Does Child Support Increase if My Salary Increases?
You just got a raise. How does that affect the child support you are paying to the other parent?
Child custody and support are common issues in Texas divorces. If you are a non-custodial parent, you may be concerned about child support and whether the amount will change years after the divorce.
It is possible, but you may be relieved to know that it does not happen automatically. A Pearland family law attorney can help you understand the process.
Child support payments are based on the court order from the divorce. If there is a significant life change, such as a job loss or disability, then a parent can request a modification and hope for a decrease in child support payments.
A custodial parent who learns about the other parent’s raise or higher-paying job can also request a child support modification, but for a higher amount up to what is called the “net resources cap.” However, if they are seeking support in excess of the “cap,” they will have to prove that the children need the extra money to care for them.
Texas Child Support Guidelines
Child support is almost always set at the amount calculated from state guidelines in the Texas Family Code. Note that Texas law takes only the first $9,200 of a parent’s monthly income (this is the net resources cap) when ordering child support.
- 1 child = 20% of monthly net income
- 2 children = 25% of monthly net income
- 3 children = 30% of monthly net income
- 4 children = 35% of monthly net income
- 5 or more children = 40% of monthly net income
What the Courts Say
Child support is in place to pay for essentials such as food, clothing, shelter, education, and medical care. Cell phones, entertainment, rental cars, pest control, and pet care are not proven needs, as one Texas mother tried to prove in a 2013 court case.
The mother of three tried to get the father to pay more than $1,000 a month in child support because he had increased his income from $100,000 a year to more than $100,000 a month. This was despite the fact that the mother made more than $250,000 per year and her new husband made more than $1 million annually. She tried to get the other parent to pay for her new expenses related to the new lifestyle she enjoyed in her new marriage. The court denied the request for child support modification.
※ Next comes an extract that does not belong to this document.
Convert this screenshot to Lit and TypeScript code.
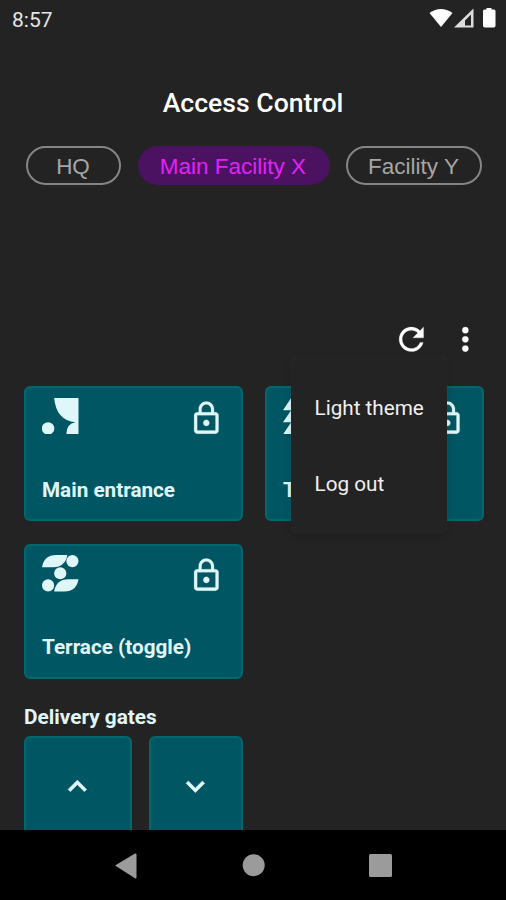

What this means is that an increase in income—even a significant one—is not necessarily enough to justify a child support increase. A request for an increase in child support should be documented by clear evidence of the children’s proven needs. Expenses are not the same thing as proven needs.
Contact a Pearland Family Law Attorney
As a payer of child support, you may be concerned about increases in income. While making more money could result in having to pay more child support, if a higher than guideline amount is sought there needs to be evidence that more money is needed by the custodial parent, such as increased medical costs or education expenses.